Zum Abschluß unseres agnostisch-kontemplativen Adventskalenders wollen wir Hermann Hesse zu Wort kommen lassen. Die Textstelle stammt aus seinen wunderschönen »Märchen«. In »Faldum« geht es darum, daß „ein Jüngling“ sich wünschte, ein Berg zu sein, um dem Kreislauf von Werden und Vergehen zu entgehen. Er wollte ewig sein und unwandelbar. Der Wunsch ward wahr – der Jüngling wurde zum Berge. Mit der Ewigkeit wurde es allerdings nichts – wie der Jüngling nach einigen tausend Jahren erkennen mußte. Indes: auch in Gestalt von „Sonne und Gestirne“ wäre sein Wunsch nach ewiger Existenz letztendlich ins Leere gelaufen – wenn auch ein paar Milliarden Jahre später.
Bolle definiert »Existenz« als einen ›Zustand mit einer Energie / Materie-Konzentration (EMK) größer Null‹. Na toll!
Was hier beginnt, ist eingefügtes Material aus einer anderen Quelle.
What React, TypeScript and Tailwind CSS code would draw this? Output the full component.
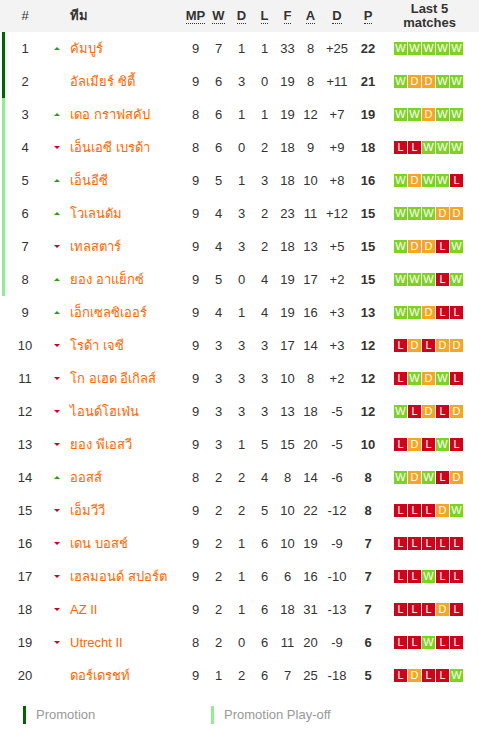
type Res = "W" | "D" | "L";

type Row = {
  pos: number;
  move: "up" | "down" | "";
  team: string;
  mp: number;
  w: number;
  d: number;
  l: number;
  f: number;
  a: number;
  diff: string;
  pts: number;
  form: string;
  zone: "promo" | "playoff" | "";
};

const rows: Row[] = [
  { pos: 1, move: "up", team: "คัมบูร์", mp: 9, w: 7, d: 1, l: 1, f: 33, a: 8, diff: "+25", pts: 22, form: "WWWWW", zone: "promo" },
  { pos: 2, move: "", team: "อัลเมียร์ ซิตี้", mp: 9, w: 6, d: 3, l: 0, f: 19, a: 8, diff: "+11", pts: 21, form: "WDDWW", zone: "promo" },
  { pos: 3, move: "up", team: "เดอ กราฟสคัป", mp: 8, w: 6, d: 1, l: 1, f: 19, a: 12, diff: "+7", pts: 19, form: "WWDWW", zone: "playoff" },
  { pos: 4, move: "down", team: "เอ็นเอซี เบรด้า", mp: 8, w: 6, d: 0, l: 2, f: 18, a: 9, diff: "+9", pts: 18, form: "LLWWW", zone: "playoff" },
  { pos: 5, move: "up", team: "เอ็นอีซี", mp: 9, w: 5, d: 1, l: 3, f: 18, a: 10, diff: "+8", pts: 16, form: "WDWWL", zone: "playoff" },
  { pos: 6, move: "up", team: "โวเลนดัม", mp: 9, w: 4, d: 3, l: 2, f: 23, a: 11, diff: "+12", pts: 15, form: "WWWDD", zone: "playoff" },
  { pos: 7, move: "down", team: "เทลสตาร์", mp: 9, w: 4, d: 3, l: 2, f: 18, a: 13, diff: "+5", pts: 15, form: "WDDLW", zone: "playoff" },
  { pos: 8, move: "up", team: "ยอง อาแย็กซ์", mp: 9, w: 5, d: 0, l: 4, f: 19, a: 17, diff: "+2", pts: 15, form: "WWWLW", zone: "playoff" },
  { pos: 9, move: "up", team: "เอ็กเซลซิเออร์", mp: 9, w: 4, d: 1, l: 4, f: 19, a: 16, diff: "+3", pts: 13, form: "WWDLL", zone: "" },
  { pos: 10, move: "down", team: "โรด้า เจซี", mp: 9, w: 3, d: 3, l: 3, f: 17, a: 14, diff: "+3", pts: 12, form: "LDLDD", zone: "" },
  { pos: 11, move: "down", team: "โก อเฮด อีเกิลส์", mp: 9, w: 3, d: 3, l: 3, f: 10, a: 8, diff: "+2", pts: 12, form: "LWDWL", zone: "" },
  { pos: 12, move: "down", team: "ไอนด์โฮเฟ่น", mp: 9, w: 3, d: 3, l: 3, f: 13, a: 18, diff: "-5", pts: 12, form: "WLDLD", zone: "" },
  { pos: 13, move: "down", team: "ยอง พีเอสวี", mp: 9, w: 3, d: 1, l: 5, f: 15, a: 20, diff: "-5", pts: 10, form: "LDLWL", zone: "" },
  { pos: 14, move: "up", team: "ออสส์", mp: 8, w: 2, d: 2, l: 4, f: 8, a: 14, diff: "-6", pts: 8, form: "WDWLD", zone: "" },
  { pos: 15, move: "down", team: "เอ็มวีวี", mp: 9, w: 2, d: 2, l: 5, f: 10, a: 22, diff: "-12", pts: 8, form: "LLLDW", zone: "" },
  { pos: 16, move: "down", team: "เดน บอสช์", mp: 9, w: 2, d: 1, l: 6, f: 10, a: 19, diff: "-9", pts: 7, form: "LLLLL", zone: "" },
  { pos: 17, move: "down", team: "เฮลมอนด์ สปอร์ต", mp: 9, w: 2, d: 1, l: 6, f: 6, a: 16, diff: "-10", pts: 7, form: "LLWLL", zone: "" },
  { pos: 18, move: "down", team: "AZ II", mp: 9, w: 2, d: 1, l: 6, f: 18, a: 31, diff: "-13", pts: 7, form: "LLLDL", zone: "" },
  { pos: 19, move: "down", team: "Utrecht II", mp: 8, w: 2, d: 0, l: 6, f: 11, a: 20, diff: "-9", pts: 6, form: "LLWLL", zone: "" },
  { pos: 20, move: "", team: "ดอร์เดรชท์", mp: 9, w: 1, d: 2, l: 6, f: 7, a: 25, diff: "-18", pts: 5, form: "LDLLW", zone: "" },
];

const resColor: Record<Res, string> = {
  W: "bg-[#7ed321]",
  D: "bg-[#f5a623]",
  L: "bg-[#d0021b]",
};

function Abbr({ children }: { children: string }) {
  return (
    <span className="border-b border-dotted border-[#333] leading-[13px]">
      {children}
    </span>
  );
}

function Arrow({ move }: { move: Row["move"] }) {
  if (move === "up") {
    return (
      <span className="block w-0 h-0 border-l-[3px] border-r-[3px] border-b-[3px] border-l-transparent border-r-transparent border-b-[#2f9a1a]" />
    );
  }
  if (move === "down") {
    return (
      <span className="block w-0 h-0 border-l-[3px] border-r-[3px] border-t-[3px] border-l-transparent border-r-transparent border-t-[#d0021b]" />
    );
  }
  return null;
}

export default function App() {
  return (
    <div className="w-[479px] bg-white text-[13px] text-[#333] font-['Liberation_Sans','Noto_Sans',sans-serif]">
      <div className="flex items-center h-[32px] bg-[#f3f3f3] font-bold">
        <div className="w-[50px] text-center font-normal">#</div>
        <div className="w-[14px]" />
        <div className="w-[120px] pl-[6px]">ทีม</div>
        <div className="w-[23px] text-center"><Abbr>MP</Abbr></div>
        <div className="w-[23px] text-center"><Abbr>W</Abbr></div>
        <div className="w-[23px] text-center"><Abbr>D</Abbr></div>
        <div className="w-[23px] text-center"><Abbr>L</Abbr></div>
        <div className="w-[23px] text-center"><Abbr>F</Abbr></div>
        <div className="w-[23px] text-center"><Abbr>A</Abbr></div>
        <div className="w-[30px] text-center"><Abbr>D</Abbr></div>
        <div className="w-[32px] text-center"><Abbr>P</Abbr></div>
        <div className="flex-1 text-center leading-[14px] pr-[4px]">
          Last 5
          <br />
          matches
        </div>
      </div>

      {rows.map((r) => (
        <div key={r.pos} className="flex items-center h-[33px] relative">
          {r.zone !== "" && (
            <span
              className={`absolute left-[2px] top-0 bottom-0 w-[3px] ${
                r.zone === "promo" ? "bg-[#006400]" : "bg-[#90ee90]"
              }`}
            />
          )}
          <div className="w-[50px] text-center">{r.pos}</div>
          <div className="w-[14px] flex justify-center">
            <Arrow move={r.move} />
          </div>
          <div className="w-[120px] pl-[6px] text-[#ff6600] whitespace-nowrap">{r.team}</div>
          <div className="w-[23px] text-center">{r.mp}</div>
          <div className="w-[23px] text-center">{r.w}</div>
          <div className="w-[23px] text-center">{r.d}</div>
          <div className="w-[23px] text-center">{r.l}</div>
          <div className="w-[23px] text-center">{r.f}</div>
          <div className="w-[23px] text-center">{r.a}</div>
          <div className="w-[30px] text-center">{r.diff}</div>
          <div className="w-[32px] text-center font-bold">{r.pts}</div>
          <div className="flex gap-[1px] pl-[10px]">
            {r.form.split("").map((c, i) => (
              <span
                key={i}
                className={`w-[13px] h-[13px] flex items-center justify-center text-white text-[11px] leading-none ${resColor[c as Res]}`}
              >
                {c}
              </span>
            ))}
          </div>
        </div>
      ))}

      <div className="flex items-center h-[46px] text-[#999]">
        <div className="flex items-center w-[211px] pl-[23px]">
          <span className="w-[3px] h-[18px] bg-[#006400] mr-[10px]" />
          Promotion
        </div>
        <div className="flex items-center">
          <span className="w-[3px] h-[18px] bg-[#90ee90] mr-[10px]" />
          Promotion Play-off
        </div>
      </div>
    </div>
  );
}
EMK ist das Gegenstück zur Entropie – nur anschaulicher definiert. »Nicht-Existenz« wäre damit ein ›Zustand mit einer EMK gleich Null‹. Sauber dichotomisiert – das muß man Bolle lassen.
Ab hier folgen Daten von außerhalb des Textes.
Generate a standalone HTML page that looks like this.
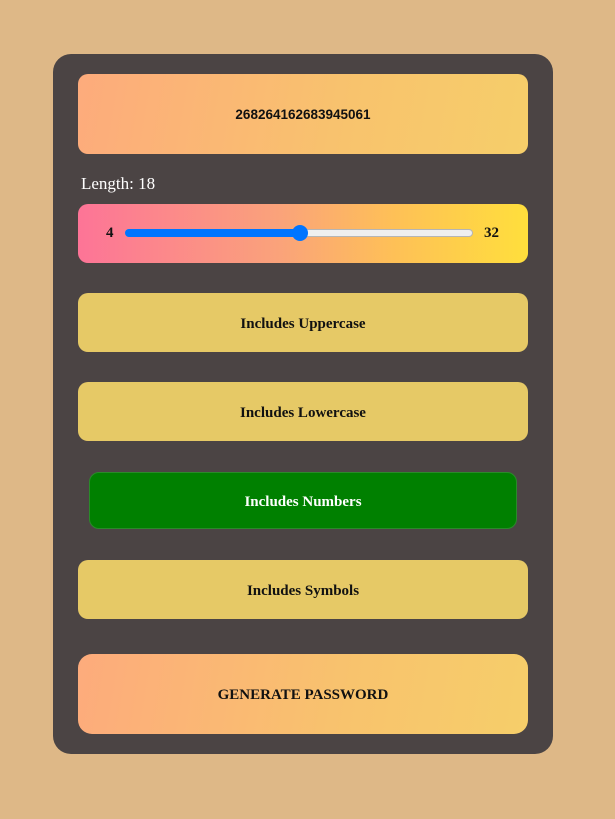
<!DOCTYPE html>
<html><head><style>
*{margin:0;padding:0;box-sizing:border-box}
body{width:615px;height:819px;background:#deb887;position:relative;font-family:"Liberation Serif",serif;overflow:hidden}
.card{position:absolute;left:53px;top:54px;width:500px;height:700px;background:#4b4444;border-radius:18px}
.box{position:absolute;left:78px;width:450px;border-radius:10px;display:flex;align-items:center;justify-content:center;font-weight:bold;font-size:15px;color:#111;padding-top:3px}
.grad{background:linear-gradient(100deg,#fdab7c 0%,#f8c36d 60%,#f6ce6a 100%)}
.y{background:#e6c966}
</style></head><body>
<div class="card"></div>
<div class="box grad" style="top:74px;height:80px;font-family:'Liberation Sans',sans-serif;font-size:13.5px;padding-top:1px">268264162683945061</div>
<div style="position:absolute;left:81px;top:174px;color:#fff;font-size:17px">Length: 18</div>
<div class="box" style="top:204px;height:59px;background:linear-gradient(90deg,#fd7497 0%,#faa37a 45%,#fec057 70%,#ffdf3c 100%);display:block">
 <span style="position:absolute;left:28px;top:21px;font-size:15px">4</span>
 <div style="position:absolute;left:47px;top:25px;width:348px;height:8px;border-radius:4px;background:#efefef;border:1px solid #b5b5b5"></div>
 <div style="position:absolute;left:47px;top:25px;width:174px;height:8px;border-radius:4px;background:#0075ff"></div>
 <div style="position:absolute;left:214px;top:21px;width:16px;height:16px;border-radius:50%;background:#0075ff"></div>
 <span style="position:absolute;left:406px;top:21px;font-size:15px">32</span>
</div>
<div class="box y" style="top:293px;height:59px">Includes Uppercase</div>
<div class="box y" style="top:382px;height:59px">Includes Lowercase</div>
<div class="box" style="left:89px;width:428px;top:472px;height:57px;background:#008000;border:1px solid #2a8a2a;color:#fff">Includes Numbers</div>
<div class="box y" style="top:560px;height:59px">Includes Symbols</div>
<div class="box grad" style="top:654px;height:80px;border-radius:14px">GENERATE PASSWORD</div>
</body></html>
Beides, Energie und Materie, ist ja letztlich das gleiche – das wissen wir seit Einsteins E = m · c2. Ein „System“ kann dabei auch das Universum in toto sein. War das Universum zum „Zeitpunkt des Urknalls“ existent? Ja oder Nein? Bolle meint, eine höhere Konzentration als zum Zeitpunkt des Urknalls, also Lemaîtres „Ur-Atom“, ist überhaupt nicht denkbar. Demnach war das Universum vor 13,8 Mrd. Jahren definitiv existent – und wie! Von wegen „Schöpfung aus dem Nichts“ (creatio ex nihilo). Alles, was „ist“, war schon immer „da“ – wenn auch in Erscheinungsformen, die unser Vorstellungsvermögen bei weitem übersteigen. Aber was kümmert es das Universum, wenn es der Mops anbellt?
Und? Wie geht’s weiter? Zur Zeit sieht es so aus, als daß das Universum expandiert – und zwar beschleunigt expandiert. Die Energie / Materie-Konzentration nimmt also ab – im mathematischen Grenzfall bis auf Null und damit definitionsgemäß bis an die Grenze der Nicht-Existenz.
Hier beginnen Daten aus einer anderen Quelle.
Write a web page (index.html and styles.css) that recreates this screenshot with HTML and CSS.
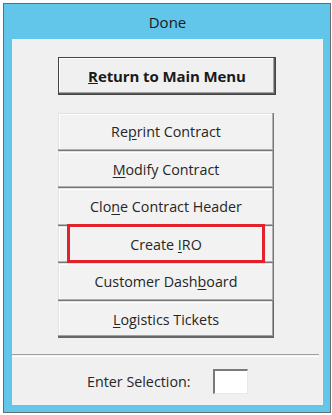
FILE: index.html
```html
<!DOCTYPE html>
<html>
<head>
<meta charset="utf-8">
<link rel="stylesheet" href="styles.css">
</head>
<body>
<div class="window">
  <div class="titlebar">Done</div>
  <div class="client">
    <div class="main-row">
      <button class="btn-default"><u>R</u>eturn to Main Menu</button>
    </div>
    <div class="list">
      <button class="btn">Re<u>p</u>rint Contract</button>
      <button class="btn"><u>M</u>odify Contract</button>
      <button class="btn">Clo<u>n</u>e Contract Header</button>
      <button class="btn highlighted">Create <u>I</u>RO<span class="mark"></span></button>
      <button class="btn">Customer Dash<u>b</u>oard</button>
      <button class="btn"><u>L</u>ogistics Tickets</button>
    </div>
    <div class="separator"></div>
    <div class="entry">
      <span class="entry-label">Enter Selection:</span>
      <span class="entry-box"></span>
    </div>
  </div>
</div>
</body>
</html>
```
FILE: styles.css
```css
html, body {
  margin: 0;
  padding: 0;
  background: #ffffff;
}
body {
  padding: 3px 1px 2px 3px;
  font-family: "Open Sans", "Noto Sans", sans-serif;
  color: #1e1e1e;
}
.window {
  border: 1px solid #6a6a6a;
  background: #62c5ea;
  display: flex;
  flex-direction: column;
  padding: 0 7px 7px 8px;
  box-sizing: border-box;
  width: 328px;
  height: 410px;
}
.titlebar {
  height: 35px;
  flex: 0 0 35px;
  display: flex;
  align-items: center;
  justify-content: center;
  font-size: 15px;
  color: #1a1a1a;
  padding-top: 1px;
  box-sizing: border-box;
}
.client {
  flex: 1;
  background: #f0f0f0;
  display: flex;
  flex-direction: column;
}
.main-row {
  padding: 18px 0 0 46px;
}
button {
  font-family: inherit;
  color: #222;
  margin: 0;
  cursor: default;
}
.btn-default {
  width: 218px;
  height: 38px;
  background: #f0f0f0;
  border: 1px solid #444;
  box-shadow: inset -1px -1px 0 #5c5c5c, inset -2px -2px 0 #a0a0a0, inset 1px 1px 0 #ffffff;
  font-weight: bold;
  font-size: 15px;
  padding: 0;
  color: #1a1a1a;
  letter-spacing: -0.1px;
}
.list {
  margin: 18px 0 0 46px;
  width: 216px;
  display: flex;
  flex-direction: column;
}
.btn {
  position: relative;
  height: 37.5px;
  width: 216px;
  background: #f2f2f2;
  border: none;
  box-shadow: inset -1px -1px 0 #777777, inset -2px -2px 0 #b0b0b0, inset 1px 1px 0 #e2e2e2, inset 2px 2px 0 #ffffff;
  font-size: 14.3px;
  padding: 0;
  color: #262626;
}
.btn:last-child {
  box-shadow: inset -1px -2px 0 #666666, inset -2px -3px 0 #a0a0a0, inset 1px 1px 0 #e2e2e2, inset 2px 2px 0 #ffffff;
}
.btn u {
  text-underline-offset: 2px;
}
.mark {
  position: absolute;
  left: 9px;
  top: -2px;
  width: 198px;
  height: 39px;
  border: 3px solid #e3202b;
  box-sizing: border-box;
}
.separator {
  margin-top: 16px;
  height: 1px;
  border-top: 1px solid #a0a0a0;
  border-bottom: 1px solid #ffffff;
  margin-right: 4px;
}
.entry {
  flex: 1;
  display: flex;
  align-items: center;
  padding-left: 75px;
  gap: 22px;
}
.entry-label {
  font-size: 14.3px;
  color: #262626;
}
.entry-box {
  width: 35px;
  height: 25px;
  background: #ffffff;
  box-sizing: border-box;
  border-top: 2px solid #7a7a7a;
  border-left: 2px solid #7a7a7a;
  border-right: 1px solid #e8e8e8;
  border-bottom: 1px solid #e8e8e8;
}
```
Nach allem, was wir wissen, kann sich Energie nicht von sich aus konzentrieren. Da ist der zweite Hauptsatz der Thermodynamik vor – falls der überhaupt gilt. Materie dagegen kann sich sehr wohl von sich aus konzentrieren. Wir nennen es Gravitation. Was aber, wenn das Universum im Laufe seiner weiteren Entwicklung auf die Idee verfällt, nicht länger zu expandieren, sondern sich – ganz im Gegenteil – zusammenzuziehen, um sich schließlich wieder zu einem „Ur-Atom 2.0“ zu verdichten? Dafür spricht nicht zuletzt, daß eine fortgesetzte beschleunigte Ausdehnung auf Dauer unmöglich ist. Das Universum würde, wenn sich die Ausdehnung der Lichtgeschwindigkeit nähert, unendlich schwer werden. Geht also nicht. Damit wäre zumindest Bolles ›Existenz-Erhaltungssatz‹ gewahrt. Statt sich also bis zur Unkenntlichkeit zu verdünnen, würde sich das Universum – einmal mehr? – in einen Zustand maximal möglicher Energie / Materie-Konzentration verdichten – und das Spiel begänne von neuem. Der „Tanz des Shiva“, eben. So haben das hinduistische Philosophen seit alters her genannt – allerdings unbeleckt von vertieften naturwissenschaftlichen Einsichten. Gleichwohl: Bolle würde das einleuchten.
Harte Kost? Durchaus. Wem das alles zu viel ist – viel zu viel für den Heiligen Abend der Christenmenschen mit Würstchen und Kartoffelsalat, Hölzerbrot, mit Gans oder was auch immer – der sei auf den agnostisch-kontemplativen Adventskalender im kommenden Jahr verwiesen. Noch ist nicht aller Tage Abend. Fürs erste also frohe und besinnliche Weihnachten und den Menschen auf Erden – gleich, was sie sonst so glauben mögen – ein Wohlgefallen. Vor allem aber: Fürchtet Euch nicht! In diesem Universum kommt nüscht weg! Aber das ist definitiv ein anderes Kapitel. Frohe Weihnachten!